Exercise objective => Examine the material below. Gather every line in which the string "screenshot" appears.

Task input =>

☆ ☆ ☆ ☆ ☆

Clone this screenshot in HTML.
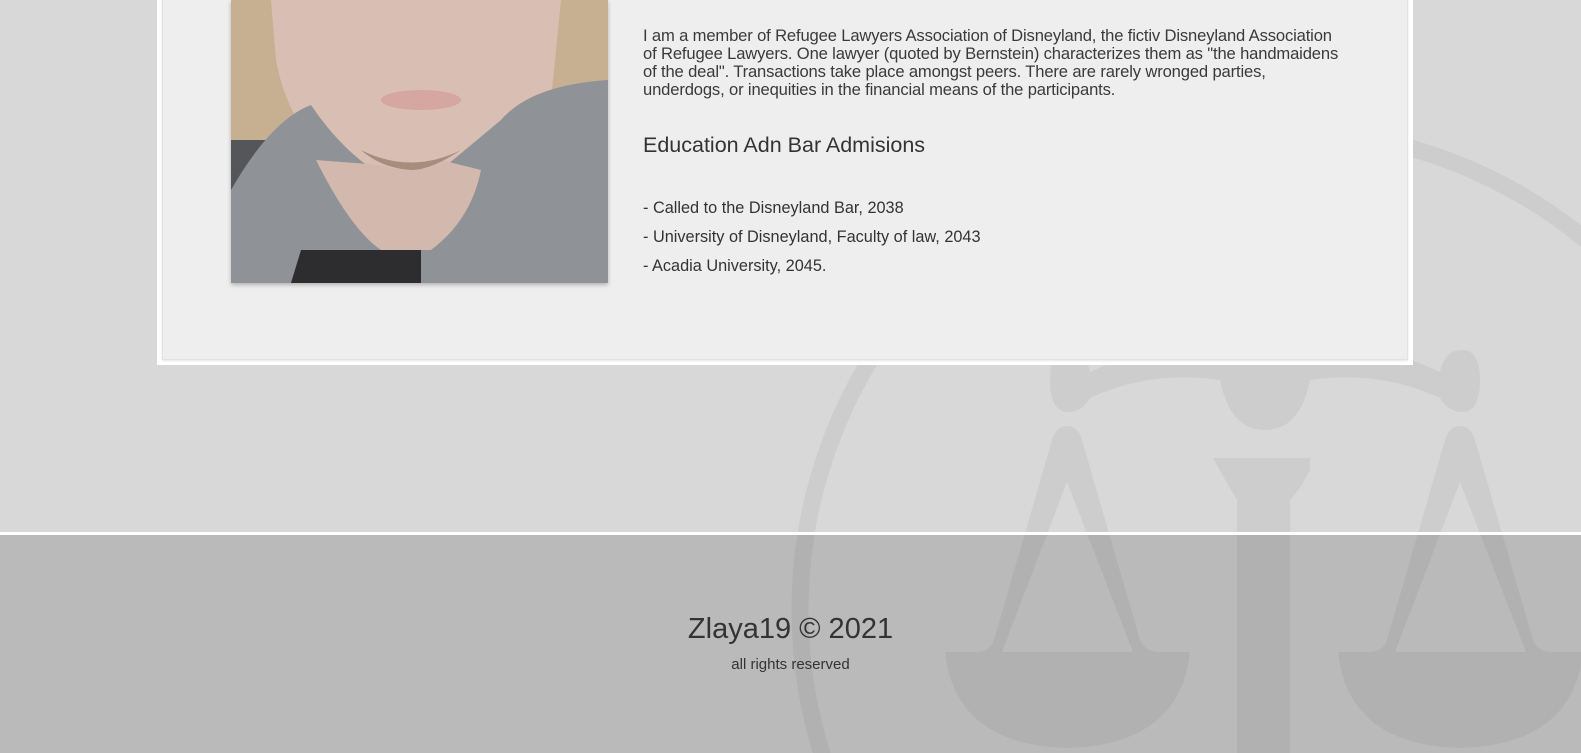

☆ ☆ ☆ ☆ ☆

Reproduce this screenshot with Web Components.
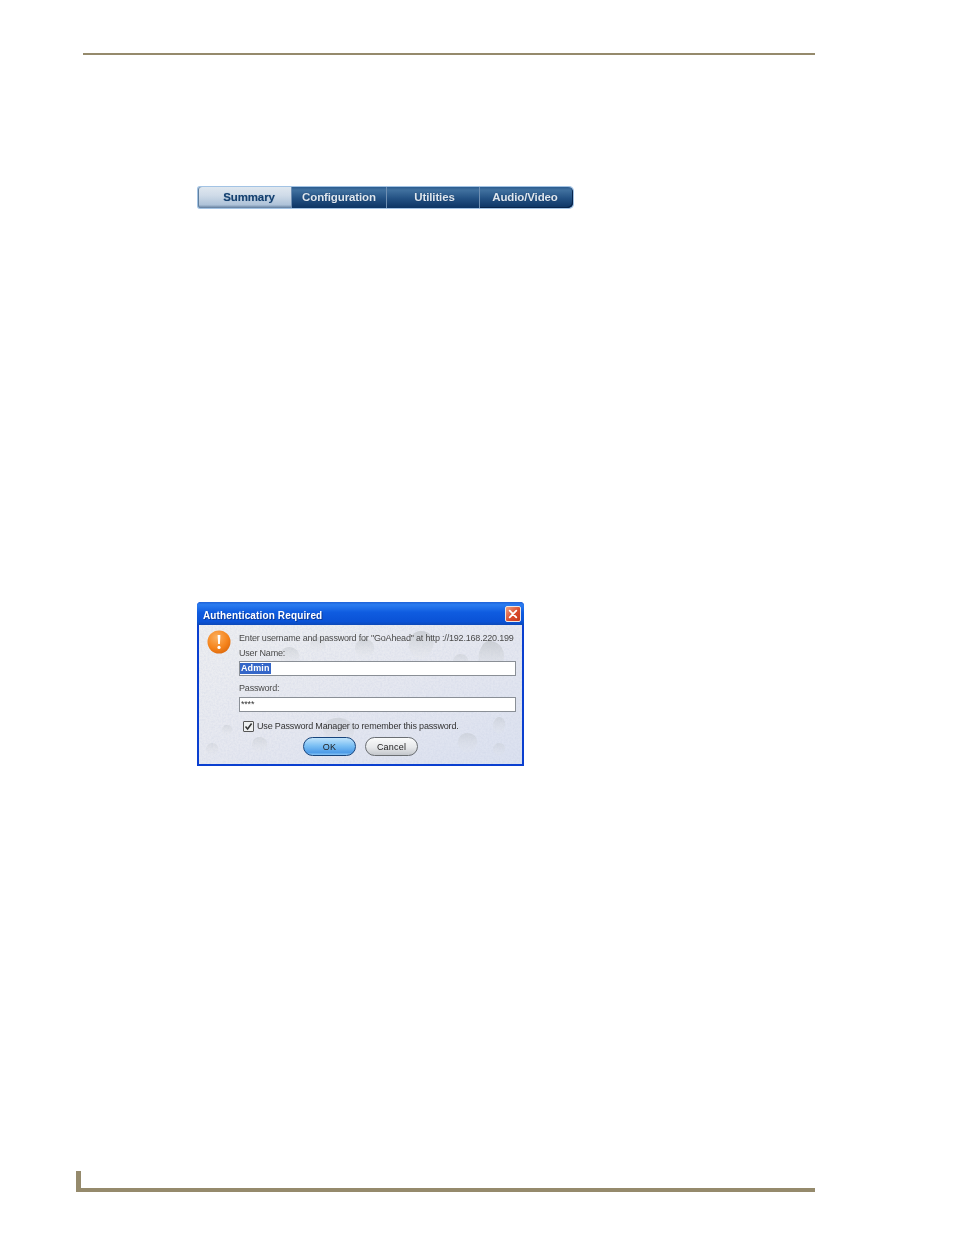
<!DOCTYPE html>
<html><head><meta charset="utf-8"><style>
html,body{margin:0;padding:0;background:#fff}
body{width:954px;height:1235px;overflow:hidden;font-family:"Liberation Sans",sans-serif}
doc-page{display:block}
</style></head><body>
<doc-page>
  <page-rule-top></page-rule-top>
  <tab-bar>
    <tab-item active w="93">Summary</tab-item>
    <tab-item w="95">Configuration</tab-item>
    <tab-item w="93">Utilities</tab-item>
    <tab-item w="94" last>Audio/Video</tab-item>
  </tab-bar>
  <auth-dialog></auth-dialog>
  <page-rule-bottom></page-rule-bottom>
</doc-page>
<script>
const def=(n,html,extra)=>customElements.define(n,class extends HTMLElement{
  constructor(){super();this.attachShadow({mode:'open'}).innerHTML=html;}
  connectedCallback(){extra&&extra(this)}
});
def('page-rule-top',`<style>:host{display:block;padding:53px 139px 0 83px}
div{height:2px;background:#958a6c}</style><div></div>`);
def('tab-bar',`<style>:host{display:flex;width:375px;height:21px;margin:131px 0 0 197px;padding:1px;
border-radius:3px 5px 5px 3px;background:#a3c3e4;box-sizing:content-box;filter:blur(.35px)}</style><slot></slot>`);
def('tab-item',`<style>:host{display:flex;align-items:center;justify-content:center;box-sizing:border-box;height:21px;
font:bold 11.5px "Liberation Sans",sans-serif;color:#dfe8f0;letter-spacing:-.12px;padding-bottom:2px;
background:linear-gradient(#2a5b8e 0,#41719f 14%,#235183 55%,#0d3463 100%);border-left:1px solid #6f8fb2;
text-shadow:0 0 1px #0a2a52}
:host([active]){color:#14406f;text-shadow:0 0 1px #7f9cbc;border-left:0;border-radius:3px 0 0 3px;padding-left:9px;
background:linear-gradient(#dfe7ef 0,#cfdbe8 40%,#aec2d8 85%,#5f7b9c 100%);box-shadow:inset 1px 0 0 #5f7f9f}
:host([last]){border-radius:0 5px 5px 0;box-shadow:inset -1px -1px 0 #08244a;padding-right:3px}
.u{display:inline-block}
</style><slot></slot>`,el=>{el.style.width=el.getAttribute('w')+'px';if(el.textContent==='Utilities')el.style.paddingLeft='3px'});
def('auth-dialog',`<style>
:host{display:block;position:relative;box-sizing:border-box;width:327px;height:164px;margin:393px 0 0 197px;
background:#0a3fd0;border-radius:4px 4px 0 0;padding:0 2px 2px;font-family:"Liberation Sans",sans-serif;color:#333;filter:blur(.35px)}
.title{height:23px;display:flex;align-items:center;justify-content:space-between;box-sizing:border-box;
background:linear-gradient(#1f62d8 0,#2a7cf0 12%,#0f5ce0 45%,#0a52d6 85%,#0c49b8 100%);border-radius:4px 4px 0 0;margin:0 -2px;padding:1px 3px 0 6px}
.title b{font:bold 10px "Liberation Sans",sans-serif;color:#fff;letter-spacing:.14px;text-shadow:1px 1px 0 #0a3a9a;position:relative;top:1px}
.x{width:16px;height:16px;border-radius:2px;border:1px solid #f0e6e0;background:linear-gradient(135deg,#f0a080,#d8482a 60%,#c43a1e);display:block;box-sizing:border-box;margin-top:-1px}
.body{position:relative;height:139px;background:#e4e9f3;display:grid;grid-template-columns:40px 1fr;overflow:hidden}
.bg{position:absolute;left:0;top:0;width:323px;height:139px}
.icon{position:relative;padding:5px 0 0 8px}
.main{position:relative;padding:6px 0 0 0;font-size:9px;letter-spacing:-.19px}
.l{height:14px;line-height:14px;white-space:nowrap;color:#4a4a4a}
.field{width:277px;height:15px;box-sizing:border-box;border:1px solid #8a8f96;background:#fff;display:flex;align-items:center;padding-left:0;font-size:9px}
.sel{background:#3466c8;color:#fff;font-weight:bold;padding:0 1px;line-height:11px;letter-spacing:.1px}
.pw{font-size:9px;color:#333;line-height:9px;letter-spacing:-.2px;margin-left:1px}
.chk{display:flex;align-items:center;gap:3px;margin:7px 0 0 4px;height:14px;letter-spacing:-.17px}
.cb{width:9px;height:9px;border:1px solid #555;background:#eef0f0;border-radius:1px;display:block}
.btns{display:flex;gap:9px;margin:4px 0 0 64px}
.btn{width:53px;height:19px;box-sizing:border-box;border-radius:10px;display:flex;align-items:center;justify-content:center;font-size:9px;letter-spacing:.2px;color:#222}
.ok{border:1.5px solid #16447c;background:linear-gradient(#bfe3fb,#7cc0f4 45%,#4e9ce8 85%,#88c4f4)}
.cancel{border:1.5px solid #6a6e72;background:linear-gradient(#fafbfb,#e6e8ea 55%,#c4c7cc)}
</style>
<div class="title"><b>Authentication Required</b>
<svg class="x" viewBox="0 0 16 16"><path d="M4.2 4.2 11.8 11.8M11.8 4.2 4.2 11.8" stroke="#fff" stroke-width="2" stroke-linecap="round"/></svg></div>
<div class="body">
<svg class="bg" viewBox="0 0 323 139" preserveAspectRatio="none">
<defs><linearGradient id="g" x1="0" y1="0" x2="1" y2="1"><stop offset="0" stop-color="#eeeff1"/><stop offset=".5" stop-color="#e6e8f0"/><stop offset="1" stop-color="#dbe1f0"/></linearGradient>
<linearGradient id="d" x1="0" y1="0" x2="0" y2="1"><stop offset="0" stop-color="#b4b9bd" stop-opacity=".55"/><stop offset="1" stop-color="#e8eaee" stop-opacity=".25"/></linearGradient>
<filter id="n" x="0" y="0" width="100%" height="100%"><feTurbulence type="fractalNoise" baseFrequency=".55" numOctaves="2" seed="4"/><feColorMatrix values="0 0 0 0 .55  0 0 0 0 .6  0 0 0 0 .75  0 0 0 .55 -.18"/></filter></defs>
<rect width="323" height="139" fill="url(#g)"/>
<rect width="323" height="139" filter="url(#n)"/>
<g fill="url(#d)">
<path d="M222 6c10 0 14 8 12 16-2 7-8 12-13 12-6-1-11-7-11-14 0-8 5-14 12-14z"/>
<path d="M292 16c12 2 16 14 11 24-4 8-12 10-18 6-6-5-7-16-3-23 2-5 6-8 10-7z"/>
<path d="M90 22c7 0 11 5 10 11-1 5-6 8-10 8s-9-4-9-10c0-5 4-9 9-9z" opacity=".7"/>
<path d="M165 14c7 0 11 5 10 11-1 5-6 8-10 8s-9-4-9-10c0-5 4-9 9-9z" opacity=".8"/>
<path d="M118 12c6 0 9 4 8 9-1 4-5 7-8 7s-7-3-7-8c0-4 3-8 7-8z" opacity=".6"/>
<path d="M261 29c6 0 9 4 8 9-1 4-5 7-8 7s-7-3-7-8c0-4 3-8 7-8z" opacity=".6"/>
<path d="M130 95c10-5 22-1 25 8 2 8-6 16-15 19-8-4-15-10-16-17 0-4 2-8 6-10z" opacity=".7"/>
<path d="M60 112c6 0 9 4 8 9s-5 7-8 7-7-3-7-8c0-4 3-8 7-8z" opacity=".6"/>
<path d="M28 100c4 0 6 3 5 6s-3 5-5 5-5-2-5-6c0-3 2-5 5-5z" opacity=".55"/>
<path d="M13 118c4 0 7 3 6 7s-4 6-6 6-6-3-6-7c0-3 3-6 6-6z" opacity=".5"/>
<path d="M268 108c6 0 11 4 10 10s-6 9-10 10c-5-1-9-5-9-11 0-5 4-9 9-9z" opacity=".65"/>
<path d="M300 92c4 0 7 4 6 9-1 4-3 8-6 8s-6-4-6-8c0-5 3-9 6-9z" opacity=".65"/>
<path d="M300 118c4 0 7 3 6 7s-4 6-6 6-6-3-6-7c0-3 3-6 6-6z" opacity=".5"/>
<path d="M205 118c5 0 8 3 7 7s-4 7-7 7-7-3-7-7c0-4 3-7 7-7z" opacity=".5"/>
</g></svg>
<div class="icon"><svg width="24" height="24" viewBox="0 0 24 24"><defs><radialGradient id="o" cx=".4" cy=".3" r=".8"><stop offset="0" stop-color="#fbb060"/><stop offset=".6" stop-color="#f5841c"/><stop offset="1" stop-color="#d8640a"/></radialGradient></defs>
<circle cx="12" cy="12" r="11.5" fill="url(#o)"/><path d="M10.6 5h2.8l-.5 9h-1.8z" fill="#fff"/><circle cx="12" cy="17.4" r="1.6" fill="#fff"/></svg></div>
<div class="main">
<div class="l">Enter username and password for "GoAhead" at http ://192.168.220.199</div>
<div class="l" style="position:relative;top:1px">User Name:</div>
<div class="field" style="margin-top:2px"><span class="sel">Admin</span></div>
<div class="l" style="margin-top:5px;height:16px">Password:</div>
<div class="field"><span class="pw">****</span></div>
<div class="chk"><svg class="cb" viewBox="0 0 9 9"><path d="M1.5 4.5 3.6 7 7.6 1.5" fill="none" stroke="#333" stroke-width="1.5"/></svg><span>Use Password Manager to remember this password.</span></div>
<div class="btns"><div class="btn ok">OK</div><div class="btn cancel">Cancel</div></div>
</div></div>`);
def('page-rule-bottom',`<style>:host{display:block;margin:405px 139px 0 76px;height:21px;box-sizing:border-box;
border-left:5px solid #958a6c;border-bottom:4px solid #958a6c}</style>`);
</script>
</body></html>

☆ ☆ ☆ ☆ ☆

Solved problem =>
Clone this screenshot in HTML.
Reproduce this screenshot with Web Components.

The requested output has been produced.